An important theme of the course is how to apply mathematical reasoning to programs, so as to prove that a program performs its task correctly, or to derive it by algebraic manipulation from a simpler but less efficient program for the same problem.

The course provides hands-on experience of programming through two lab exercises: the first one aims to make you acquainted with the mechanics of writing Haskell programs, and the second one tackles a more challenging programming task.

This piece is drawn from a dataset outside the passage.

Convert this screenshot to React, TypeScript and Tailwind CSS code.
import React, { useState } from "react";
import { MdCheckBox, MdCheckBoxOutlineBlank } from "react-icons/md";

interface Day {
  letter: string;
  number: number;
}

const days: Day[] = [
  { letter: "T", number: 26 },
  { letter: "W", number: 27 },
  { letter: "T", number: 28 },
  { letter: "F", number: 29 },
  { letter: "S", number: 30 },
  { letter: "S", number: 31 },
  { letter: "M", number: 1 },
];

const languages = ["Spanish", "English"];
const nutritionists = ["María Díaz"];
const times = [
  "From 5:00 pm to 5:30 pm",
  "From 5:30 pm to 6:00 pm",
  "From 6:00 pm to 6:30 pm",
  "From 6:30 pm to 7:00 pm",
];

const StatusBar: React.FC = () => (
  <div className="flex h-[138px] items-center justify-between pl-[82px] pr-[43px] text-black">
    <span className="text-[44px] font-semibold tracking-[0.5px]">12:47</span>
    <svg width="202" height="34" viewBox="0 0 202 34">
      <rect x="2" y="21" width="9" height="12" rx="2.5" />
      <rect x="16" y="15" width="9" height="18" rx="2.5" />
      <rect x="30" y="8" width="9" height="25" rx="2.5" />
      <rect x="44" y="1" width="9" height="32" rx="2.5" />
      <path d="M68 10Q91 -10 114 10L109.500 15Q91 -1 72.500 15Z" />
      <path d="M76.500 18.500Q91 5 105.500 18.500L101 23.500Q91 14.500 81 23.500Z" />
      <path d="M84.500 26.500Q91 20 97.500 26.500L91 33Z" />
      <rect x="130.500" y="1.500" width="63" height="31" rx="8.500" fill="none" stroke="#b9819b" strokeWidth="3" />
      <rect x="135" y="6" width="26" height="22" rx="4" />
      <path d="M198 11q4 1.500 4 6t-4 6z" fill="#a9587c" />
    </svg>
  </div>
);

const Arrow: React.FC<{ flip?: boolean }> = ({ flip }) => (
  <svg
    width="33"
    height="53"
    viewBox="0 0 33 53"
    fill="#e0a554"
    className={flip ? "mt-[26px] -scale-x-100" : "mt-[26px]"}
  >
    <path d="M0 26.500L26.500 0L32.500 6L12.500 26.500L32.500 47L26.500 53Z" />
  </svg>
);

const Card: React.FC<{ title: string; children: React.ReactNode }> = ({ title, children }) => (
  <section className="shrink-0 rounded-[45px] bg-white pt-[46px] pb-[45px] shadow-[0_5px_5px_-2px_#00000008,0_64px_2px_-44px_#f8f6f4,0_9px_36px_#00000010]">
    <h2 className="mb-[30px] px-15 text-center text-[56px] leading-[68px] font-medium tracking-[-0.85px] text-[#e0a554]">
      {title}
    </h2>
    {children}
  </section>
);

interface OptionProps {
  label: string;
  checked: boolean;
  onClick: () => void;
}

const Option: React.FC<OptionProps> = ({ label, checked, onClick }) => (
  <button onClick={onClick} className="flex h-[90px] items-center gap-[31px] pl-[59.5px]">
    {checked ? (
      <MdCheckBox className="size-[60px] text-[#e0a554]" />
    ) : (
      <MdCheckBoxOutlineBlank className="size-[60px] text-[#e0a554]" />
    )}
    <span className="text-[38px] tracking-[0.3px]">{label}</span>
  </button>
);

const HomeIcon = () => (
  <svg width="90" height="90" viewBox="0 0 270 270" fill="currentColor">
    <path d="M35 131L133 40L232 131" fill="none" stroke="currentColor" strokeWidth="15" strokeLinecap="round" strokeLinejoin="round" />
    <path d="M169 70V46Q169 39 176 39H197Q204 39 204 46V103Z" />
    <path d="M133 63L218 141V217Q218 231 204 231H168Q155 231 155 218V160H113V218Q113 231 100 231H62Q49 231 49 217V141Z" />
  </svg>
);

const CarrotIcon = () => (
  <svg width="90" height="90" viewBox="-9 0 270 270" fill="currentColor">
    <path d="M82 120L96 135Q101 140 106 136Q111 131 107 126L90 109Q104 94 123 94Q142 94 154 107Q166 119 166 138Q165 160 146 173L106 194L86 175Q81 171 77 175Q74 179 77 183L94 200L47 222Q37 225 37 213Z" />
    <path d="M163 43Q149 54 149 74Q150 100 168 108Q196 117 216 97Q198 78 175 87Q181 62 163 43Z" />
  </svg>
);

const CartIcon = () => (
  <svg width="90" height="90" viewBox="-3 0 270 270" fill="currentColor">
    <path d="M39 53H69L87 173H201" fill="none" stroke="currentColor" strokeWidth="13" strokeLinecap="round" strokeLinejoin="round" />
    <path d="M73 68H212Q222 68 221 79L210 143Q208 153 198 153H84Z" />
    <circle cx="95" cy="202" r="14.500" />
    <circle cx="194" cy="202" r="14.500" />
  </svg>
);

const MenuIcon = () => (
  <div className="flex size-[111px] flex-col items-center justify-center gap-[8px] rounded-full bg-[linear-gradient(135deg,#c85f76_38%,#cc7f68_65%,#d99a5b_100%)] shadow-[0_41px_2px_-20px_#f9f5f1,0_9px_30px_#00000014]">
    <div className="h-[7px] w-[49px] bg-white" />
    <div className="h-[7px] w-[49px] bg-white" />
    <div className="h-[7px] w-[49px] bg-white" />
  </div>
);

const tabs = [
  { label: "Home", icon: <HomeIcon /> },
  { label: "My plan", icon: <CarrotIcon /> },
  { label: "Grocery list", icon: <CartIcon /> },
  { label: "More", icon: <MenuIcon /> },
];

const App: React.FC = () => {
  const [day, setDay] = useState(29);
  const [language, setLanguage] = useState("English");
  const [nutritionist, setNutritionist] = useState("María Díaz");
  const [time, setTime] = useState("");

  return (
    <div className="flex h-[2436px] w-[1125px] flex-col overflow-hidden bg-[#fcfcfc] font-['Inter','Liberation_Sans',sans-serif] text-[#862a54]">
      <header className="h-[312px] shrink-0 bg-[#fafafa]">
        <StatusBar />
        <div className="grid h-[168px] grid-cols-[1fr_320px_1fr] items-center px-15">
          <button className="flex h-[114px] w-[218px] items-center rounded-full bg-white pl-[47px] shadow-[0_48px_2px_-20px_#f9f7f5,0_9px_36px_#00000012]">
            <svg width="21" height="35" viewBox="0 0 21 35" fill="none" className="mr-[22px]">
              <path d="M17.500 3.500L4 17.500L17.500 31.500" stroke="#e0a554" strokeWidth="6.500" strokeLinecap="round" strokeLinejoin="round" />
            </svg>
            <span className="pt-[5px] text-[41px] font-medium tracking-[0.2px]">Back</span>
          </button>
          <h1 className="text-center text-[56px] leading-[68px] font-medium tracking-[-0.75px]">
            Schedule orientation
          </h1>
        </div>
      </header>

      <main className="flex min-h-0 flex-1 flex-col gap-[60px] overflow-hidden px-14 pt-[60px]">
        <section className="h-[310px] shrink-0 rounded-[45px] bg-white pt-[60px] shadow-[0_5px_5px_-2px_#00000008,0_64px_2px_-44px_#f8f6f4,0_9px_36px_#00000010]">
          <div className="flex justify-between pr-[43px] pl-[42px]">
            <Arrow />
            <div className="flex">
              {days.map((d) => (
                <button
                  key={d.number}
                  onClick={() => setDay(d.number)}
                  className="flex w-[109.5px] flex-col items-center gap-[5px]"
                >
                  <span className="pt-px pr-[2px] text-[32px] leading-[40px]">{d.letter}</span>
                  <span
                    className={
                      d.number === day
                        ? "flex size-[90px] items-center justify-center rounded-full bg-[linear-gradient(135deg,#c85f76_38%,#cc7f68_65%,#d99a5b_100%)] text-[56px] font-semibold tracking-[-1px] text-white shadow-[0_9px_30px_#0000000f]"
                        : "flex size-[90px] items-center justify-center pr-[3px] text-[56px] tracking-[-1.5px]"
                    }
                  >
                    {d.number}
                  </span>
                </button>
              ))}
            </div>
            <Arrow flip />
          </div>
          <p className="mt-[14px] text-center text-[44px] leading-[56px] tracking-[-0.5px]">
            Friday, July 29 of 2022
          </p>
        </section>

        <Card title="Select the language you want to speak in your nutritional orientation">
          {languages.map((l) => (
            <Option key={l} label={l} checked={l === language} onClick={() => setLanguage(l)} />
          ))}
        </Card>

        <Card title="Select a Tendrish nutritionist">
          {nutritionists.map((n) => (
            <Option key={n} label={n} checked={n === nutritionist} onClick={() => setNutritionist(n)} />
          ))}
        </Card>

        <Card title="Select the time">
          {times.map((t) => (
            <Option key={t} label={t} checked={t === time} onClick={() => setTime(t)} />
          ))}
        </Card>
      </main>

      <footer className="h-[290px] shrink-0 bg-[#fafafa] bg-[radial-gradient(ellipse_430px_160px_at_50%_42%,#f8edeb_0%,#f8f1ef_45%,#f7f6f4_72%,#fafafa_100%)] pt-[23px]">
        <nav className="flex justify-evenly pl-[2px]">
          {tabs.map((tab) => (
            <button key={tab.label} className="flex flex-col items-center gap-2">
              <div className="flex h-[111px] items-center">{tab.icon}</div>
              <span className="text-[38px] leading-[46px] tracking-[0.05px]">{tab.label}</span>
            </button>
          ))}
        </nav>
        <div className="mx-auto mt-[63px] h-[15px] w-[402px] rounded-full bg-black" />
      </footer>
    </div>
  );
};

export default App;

Mathematics students taking this course should note that the practical exercises are a compulsory part of the course and will be assessed.

## Learning outcomes

At the end of the course the student will be able to:

- Write programs in a functional style;
- Reason formally about functional programs;
- Use polymorphism and higher-order functions;
- Reason about the time and space complexity of programs.

## Synopsis

- Programming with a functional notation: sessions and scripts, expressions and values. Evaluation of expressions. Reduction strategies: innermost vs outermost. Functional application and currying. Functional composition.
- Types and strong-typing. Basic types: Booleans and truth values. Simple programs involving pattern matching. Polymorphism and type classes. More types: characters, strings, tuples. Type synonyms
- Lists and their operations; list comprehensions. The functions map, foldl, foldr, concat and filter. Many small examples illustrating the use of these functions in a compositional style of programming.
- Recursion and induction. The algebraic properties of list functions and their proof by equational reasoning. Simple manipulation of programs to achieve efficiency.
- Infinite lists and their applications: Pascal's triangle, digits of a number, sieve of Eratosthesnes. Infinite lists as limits. Proving properties of infinite lists: induction, take lemma.
- Non-linear data structures. Binary trees and the relationship between size and depth. Binary search trees for representing sets. Insertion and searching in a binary search tree.
- Time complexity. Asymptotic notation. Advice on writing efficient programs; use of accumulating parameters.
- Arithmetic expressions: representing, evaluating and manipulating arithmetic expressions. Building a simple parser.

## Syllabus

Principles of functional programming: expressions, evaluations, functions, and types. Type definitions and built-in types: numbers, characters, strings and lists. Basic operations on lists, including map, fold and filter, together with their algebraic properties. Recursive definitions and structural induction. Simple program calculation. Infinite lists and their uses. Further data structures: binary trees, general trees. Use of trees for representing sets and symbolic data. Normal order reduction and lazy evaluation. Simple cost models for functional programs; time and space complexity.## Reading list

**Course text:**

- Richard Bird, Introduction to Functional Programming using Haskell, second edition, Prentice-Hall International, 1998.

**Additional Reading:**

- Graham Hutton, Programming in Haskell, Cambridge University Press, 2007
- Simon Thompson, Haskell: The Craft of Functional Programming, Addison-Wesley, 1996.
- Paul Hudak, The Haskell School of Expression, Cambridge University Press, 2000.